You’ve just bought an eSIM plan for your trip to Japan. You scan a QR code, and within seconds your phone has a brand new digital key. But what actually happened in those few seconds? It was a three-stage secret mission: and you were the spy master who launched it!


Stage 1: The Order 📋

Before anything can happen, your carrier needs to prepare a key just for you.

Here’s what happens behind the scenes:

  1. You give your carrier your phone’s EID (a 32-digit number unique to your chip: like its name tag)
  2. The carrier calls the Key Maker server and says: “Build a key for this specific phone”
  3. The Key Maker reserves a spot and creates a Matching ID : a secret codeword
  4. That Matching ID gets baked into the QR code you scan
  5. Optionally, a note gets left at the Notifier post office

The QR code is surprisingly simple. It looks something like this:

LPA:1$keymaker.example.com$SECRET-CODE-123

That’s it! Just an address and a code. All the real security happens next.


Stage 2: The Handshake 🤝

This is where the spy-movie stuff happens.
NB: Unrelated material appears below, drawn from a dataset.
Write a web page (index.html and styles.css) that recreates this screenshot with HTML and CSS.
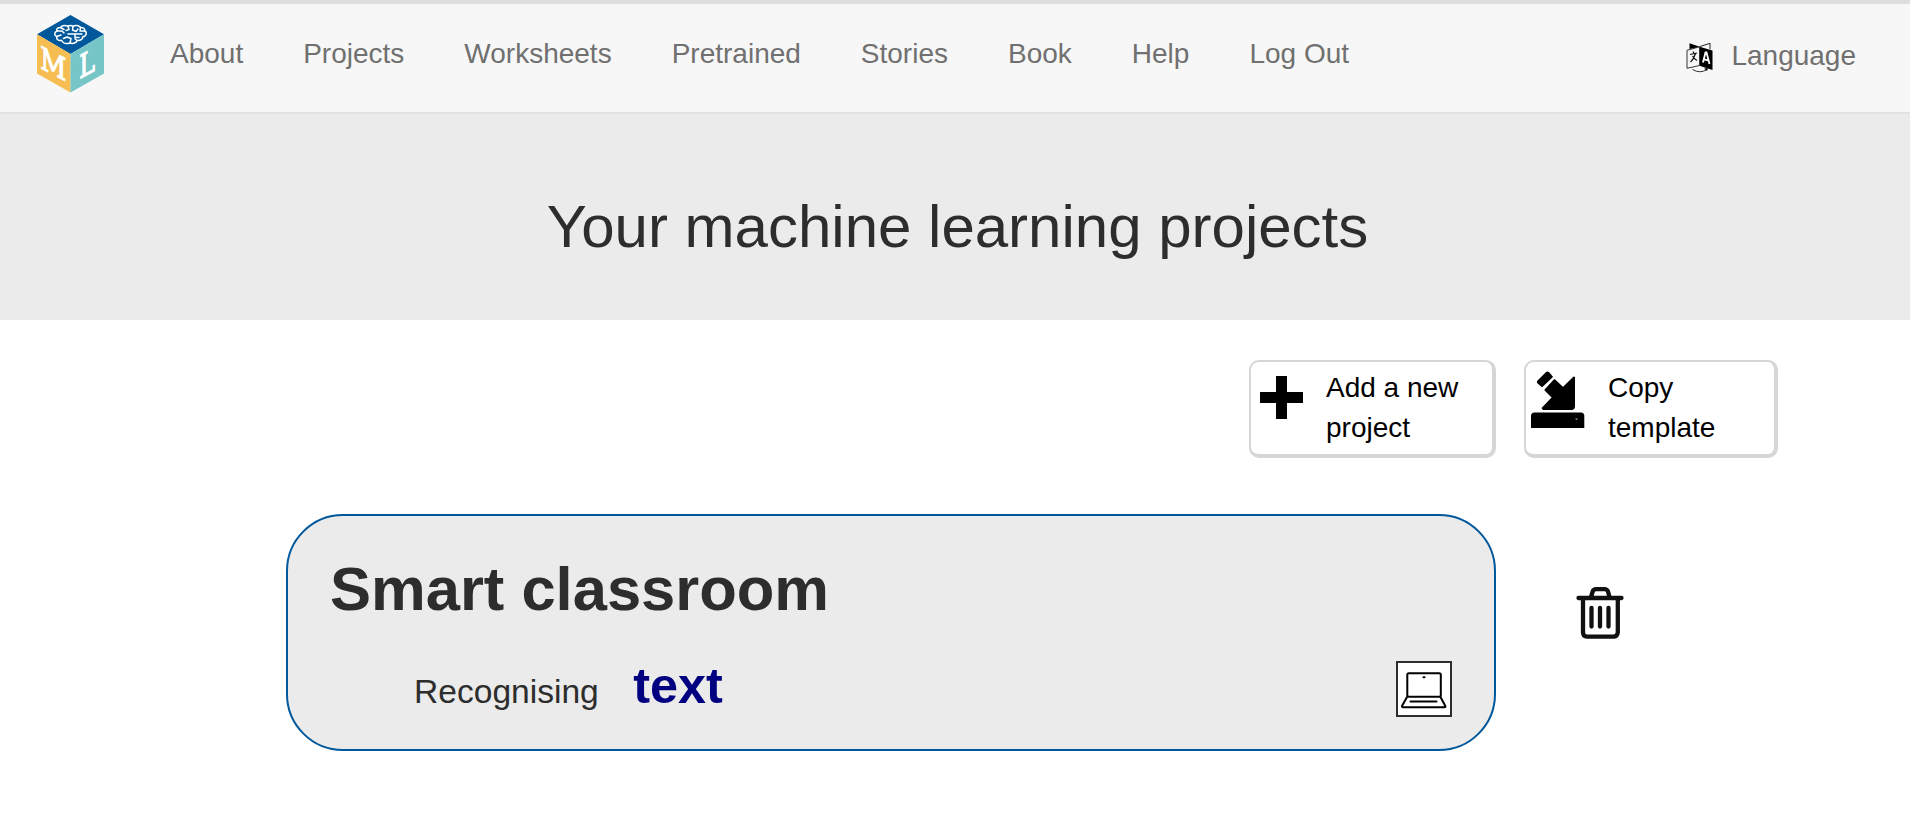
FILE: index.html
```html
<!DOCTYPE html>
<html lang="en">
<head>
<meta charset="utf-8">
<title>Your machine learning projects</title>
<link rel="stylesheet" href="styles.css">
</head>
<body>
<nav class="navbar">
  <a class="brand">
    <svg class="logo" width="68" height="78" viewBox="0 0 68 78">
      <path fill="#00589c" d="M33.5 0 67 19.3 33.5 39 0 19.3Z"/>
      <path fill="#f5bd52" d="M0 19.3 33.5 39V77.5L0 58.5Z"/>
      <path fill="#76c5c7" d="M67 19.3 33.5 39V77.5L67 58.5Z"/>
      <g fill="none" stroke="#fff" stroke-width="1.5" stroke-linecap="round" stroke-linejoin="round">
        <path d="M31 11.2C27 9.6 24 11 23.5 12.5 20.5 12.4 19 14.3 20 16 17 17.2 17 20.5 19.8 21.5 19 24.5 22 26 24.5 25.2 26 28.5 30 29 33 28 36 29 39.500 28 40 25.500 43.500 26 46 24 45.500 22 49.500 21 50.500 17.500 47.800 16 48.200 13.500 45.500 12.200 43.500 12.500 42 10.300 38 10 36 11.300 34.500 10.300 32.500 10.300 31 11.200Z"/>
        <path d="M23.500 12.500 27 14.500M20 16H25L27 18M19.800 21.500 24 20M31 11.200 32 14.500 29 15.500M36 11.300 35.500 15 39 16.500 41 14M43.500 12.500 43 16 47.800 16M31 19H45M38 19V22.500H42M33 28 34 23.500 30 22 26.500 23.500M40 25.500 38 24"/>
      </g>
      <text class="cube-letter" font-size="31" transform="matrix(.82 .42 0 1 3.200 53)">M</text>
      <text class="cube-letter" font-size="32" transform="matrix(.74 -.4 0 1 42.300 64)">L</text>
    </svg>
  </a>
  <div class="nav-links">
    <a>About</a><a>Projects</a><a>Worksheets</a><a>Pretrained</a><a>Stories</a><a>Book</a><a>Help</a><a>Log Out</a>
  </div>
  <a class="language">
    <svg width="28" height="32" viewBox="0 0 28 32">
      <path fill="#000" d="M3.500 1.200 14.500 5 26.500 8.500V28L13.500 23.800V5.500L3.500 7Z"/>
      <path d="M14 4.500 24 1.300V7" fill="none" stroke="#222"/>
      <path d="M1 8.300 13.500 4.800V23.500L1 26.300Z" fill="#f7f7f7" stroke="#333"/>
      <path d="M4 12.500 11 11M7 9.500 8 11.500M9.500 11.500Q8 17 4.500 20M6.500 14Q8.500 17.500 11 18.500" fill="none" stroke="#111" stroke-width="1.200"/>
      <path d="M17 20.500 19.500 10.500H20.500L23.500 22M18 17.300 22.200 18.300" fill="none" stroke="#fff" stroke-width="1.800"/>
      <path d="M6.500 27.500Q14 32 21 27.500" fill="none" stroke="#333"/>
      <path d="M18 26.500 22 26 21 29Z"/>
    </svg>
    <span>Language</span>
  </a>
</nav>
<header class="hero"><h1>Your machine learning projects</h1></header>
<main>
  <div class="actions">
    <button class="action add">
      <svg width="43" height="43" viewBox="0 0 43 43"><path d="M16 0H27V16H43V27H27V43H16V27H0V16H16Z"/></svg>
      <span>Add a new project</span>
    </button>
    <button class="action copy">
      <svg width="54" height="58" viewBox="0 0 54 58">
        <path stroke="#000" stroke-width="2" stroke-linejoin="round" d="M7 10.500 15.500 2Q16.500 1.200 17.500 2L20.800 5.800 11 15 7 11.500ZM23.500 9.200 32 17.200 43 6.500V35Q43 38 40.500 38H12.500L11.700 37.200 22 26.500 14.500 19Z"/>
        <path d="M0 57V45Q0 41.500 3.500 41.500H50Q53.300 41.500 53.300 45V57Z"/>
        <path d="M44 47.500H47L45.500 49.200Z" fill="#999"/>
      </svg>
      <span>Copy template</span>
    </button>
  </div>
  <div class="project-row">
    <section class="project">
      <h2>Smart classroom</h2>
      <div class="project-info">
        <p>Recognising <strong>text</strong></p>
        <div class="storage">
          <svg width="52" height="52" viewBox="0 0 52 52" fill="none" stroke="#000" stroke-width="2" stroke-linejoin="round" stroke-linecap="round">
            <rect x="9.300" y="10.300" width="33.500" height="23.500" rx="1.500"/>
            <path d="M9 34 4 43Q3.800 44.200 5 44.200H46.500Q47.800 44.200 47.300 43L42.500 34M12.500 38.500H38.500M25.500 14.300H26.500"/>
          </svg>
        </div>
      </div>
    </section>
    <a class="delete">
      <svg width="50" height="54" viewBox="0 0 50 54" fill="none" stroke="#111" stroke-width="4.300" stroke-linecap="round" stroke-linejoin="round">
        <path d="M3.500 12H46.500M8 13V46.500Q8.200 50.700 12 50.700H38.500Q42.300 50.700 42.800 46.500V13M16 11 17.700 5.500Q18.500 3.200 21 3.200H29.500Q32 3.200 33 5.500L34.500 11M16.500 22V40.500M25 22V40.500M33.500 22V40.500"/>
      </svg>
    </a>
  </div>
</main>
</body>
</html>
```

FILE: styles.css
```css
* { box-sizing: border-box; }
body {
  margin: 0;
  background: #fff;
  color: #2d2d2d;
  font-family: "Liberation Sans", Arial, sans-serif;
  font-size: 28px;
  line-height: 40px;
}
svg { display: block; flex: none; }
.navbar {
  display: flex;
  height: 114px;
  padding: 11px 54px 0 37px;
  border-top: 4px solid #dedede;
  border-bottom: 2px solid #e1e1e1;
  background: #f7f7f7;
  color: #707070;
}
.cube-letter {
  font-family: "DejaVu Serif", serif;
  fill: #fff;
  stroke: #fff;
  stroke-width: 1.2px;
}
.nav-links { display: flex; gap: 60px; margin: 19px 0 0 65px; }
.nav-links a { white-space: nowrap; }
.language { display: flex; gap: 17px; margin: 21px 0 0 auto; }
.language svg { margin-top: 6px; }
.hero {
  height: 206px;
  padding-top: 79px;
  background: #ebebeb;
  text-align: center;
}
h1 { margin: 0; padding-left: 5px; font-size: 60px; font-weight: 400; line-height: 68px; }
.actions {
  display: flex;
  justify-content: flex-end;
  gap: 28px;
  padding: 40px 132px 0 0;
}
.action {
  display: flex;
  align-items: flex-start;
  height: 98px;
  padding: 0;
  border: solid #d6d6d6;
  border-width: 2px 4px 4px 2px;
  border-radius: 10px;
  background: #fff;
  color: #000;
  font: inherit;
  text-align: left;
}
.action span { margin-top: 6px; }
.add { width: 247px; }
.add svg { margin: 14px 23px 0 9px; }
.add span { width: 140px; }
.copy { width: 254px; }
.copy svg { margin: 9px 23px 0 5px; }
.copy span { width: 120px; }
.project-row { display: flex; padding: 56px 0 0 286px; }
.project {
  width: 1210px;
  height: 237px;
  padding: 38px 42px 0;
  border: 2px solid #00589c;
  border-radius: 57px;
  background: #ebebeb;
}
h2 { margin: 0; font-size: 61.5px; line-height: 70px; }
.project-info { display: flex; justify-content: space-between; align-items: flex-start; }
.project-info p { margin: 32px 0 0 84px; font-size: 33.6px; line-height: 60px; }
.project-info strong { margin-left: 25px; color: #000080; font-size: 50.4px; }
.storage { margin-top: 37px; border: 2px solid #2d2d2d; background: #fff; }
.delete { margin: 72px 0 0 79px; }
```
Before the Key Maker hands over any secrets, both sides must prove who they are.

The server goes first : this is very important:

  1. Your phone’s Assistant asks the Vault chip for a random challenge (a big random number)
  2. The Assistant sends this challenge to the Key Maker
  3. The Key Maker signs the challenge with its secret key and sends back its ID badge
  4. Your Vault chip checks the badge against the GSMA master key stored inside it
  5. Only if the badge checks out does the Vault respond with its own signature

Now the Key Maker knows it’s talking to a real chip, and your chip knows it’s talking to a real Key Maker.

Cool detail: The Assistant app on your phone carries all these messages back and forth, but it can never read them. It’s like a courier delivering sealed envelopes.


Stage 3: The Delivery 📦

Now the real transfer begins. The Key Maker builds a special encrypted package called a Bound Profile : a key locked specifically to your chip.
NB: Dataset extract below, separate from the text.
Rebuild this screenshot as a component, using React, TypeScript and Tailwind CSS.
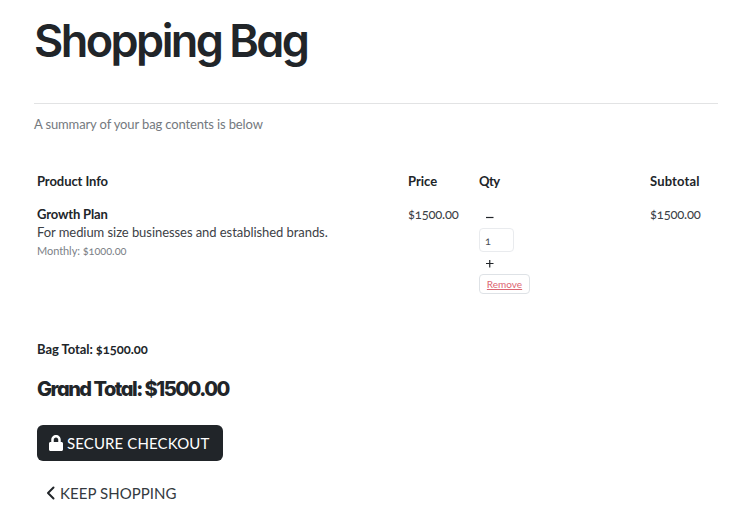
import { FaLock } from "react-icons/fa";

function LineItem() {
  return (
    <div className="mt-[15px] flex items-start text-[13px] leading-[18px]">
      <div className="w-[371px]">
        <p className="font-bold tracking-[-0.150px]">Growth Plan</p>
        <p className="tracking-[-0.060px] text-[#3c4146]">For medium size businesses and established brands.</p>
        <p className="mt-px text-[11px] tracking-[-0.060px] text-[#7c8187]">Monthly: $1000.00</p>
      </div>
      <p className="w-[71px] tracking-[-0.200px] text-[#3c4146]">$1500.00</p>
      <div className="mt-px flex w-[171px] flex-col items-start">
        <button className="mt-0.5 ml-1.5 flex h-[18px] w-[9px] items-center justify-center" aria-label="Decrease">
          <svg className="h-[9px] w-[9px]" viewBox="0 0 9 9" fill="none" stroke="#212529" strokeWidth="1.2"><path d="M1 4.500h7.500" /></svg>
        </button>
        <div className="mt-0.5 h-6 w-[35px] rounded-sm border border-[#e9ebee] pl-[5px] text-[11px] leading-[23px] text-[#495057]">1</div>
        <button className="mt-[3px] ml-1.5 flex h-[18px] w-[9px] items-center justify-center" aria-label="Increase">
          <svg className="mb-0.5 h-[9px] w-[9px]" viewBox="0 0 9 9" fill="none" stroke="#212529" strokeWidth="1.2"><path d="M1 4.500h7.500M4.750 1v7.500" /></svg>
        </button>
        <button className="mt-px h-5 w-[51px] rounded-sm border border-[#dee2e6] text-center text-[10px] leading-[19px] text-[#dc6572] underline">Remove</button>
      </div>
      <p className="tracking-[-0.200px] text-[#3c4146]">$1500.00</p>
    </div>
  );
}

export default function App() {
  return (
    <main className="h-[507px] w-[744px] overflow-hidden bg-white pl-[34px] pr-[26px] font-['Lato','Open_Sans',sans-serif] text-[#212529] [font-feature-settings:'onum']">
      <h1 className="h-[103px] pt-[15px] font-['Inter',sans-serif] text-[45px] leading-[52px] font-semibold tracking-[-2.550px] [word-spacing:-1px] [font-feature-settings:'cv11']">Shopping Bag</h1>
      <hr className="border-t border-[#e2e3e4]" />
      <p className="mt-[11px] text-[13px] leading-[18px] tracking-[-0.130px] text-[#74797e]">A summary of your bag contents is below</p>
      <section className="mt-[39px] pl-[3px]">
        <div className="flex text-[13px] leading-[18px] font-bold">
          <span className="w-[371px] tracking-[-0.080px]">Product Info</span>
          <span className="w-[71px]">Price</span>
          <span className="w-[171px] tracking-[-0.500px]">Qty</span>
          <span className="tracking-[0.150px]">Subtotal</span>
        </div>
        <LineItem />
        <p className="mt-[46px] text-[13px] leading-[18px] font-bold tracking-[-0.050px]">Bag Total: $1500.00</p>
        <h2 className="mt-[17px] font-['Inter',sans-serif] text-[20px] leading-[28px] font-extrabold tracking-[-1.500px] [font-feature-settings:'cv11']">Grand Total: $1500.00</h2>
        <button className="mt-[22px] flex h-9 w-[186px] items-center rounded-md bg-[#212529] pl-3 text-[15px] leading-[24px] tracking-[0.120px] text-white">
          <FaLock className="mr-1 h-4 w-3.5" />
          <span className="mb-px">SECURE CHECKOUT</span>
        </button>
        <button className="mt-5 flex h-6 items-center pl-[9px] text-[15px] leading-[24px] tracking-[0.050px]">
          <svg className="mr-[5px] h-[14px] w-[9px]" viewBox="0 0 9 14" fill="none" stroke="currentColor" strokeWidth="2"><path d="M7.500 1.500 2 7l5.500 5.500" strokeLinecap="round" strokeLinejoin="round" /></svg>
          <span className="text-[#343a40]">KEEP SHOPPING</span>
        </button>
      </section>
    </main>
  );
}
The delivery uses a super-secure tunnel:

Inside the package are all the pieces of a working profile: network keys, a mini file system, and applets. The chip’s Profile Package Interpreter unwraps each piece and builds the profile inside a new locked box (ISD-P).

When it’s done, the profile is installed but not yet active. You have to flip the switch to turn it on!


The Four Transformations 🔄

On its journey, the key goes through four stages:

  1. Raw ingredients : the carrier’s data, unprotected
  2. Wrapped up : encrypted with profile-specific keys
  3. Locked to you : cryptographically bound to your chip (useless anywhere else!)
  4. Chopped up : split into tiny chunks for safe delivery

If you copy a Bound Profile from one phone and try to install it on another, it won’t work! The encryption is tied to the original chip’s unique secret. It’s like a key that reshapes itself to fit only one lock: and that lock is inside your phone.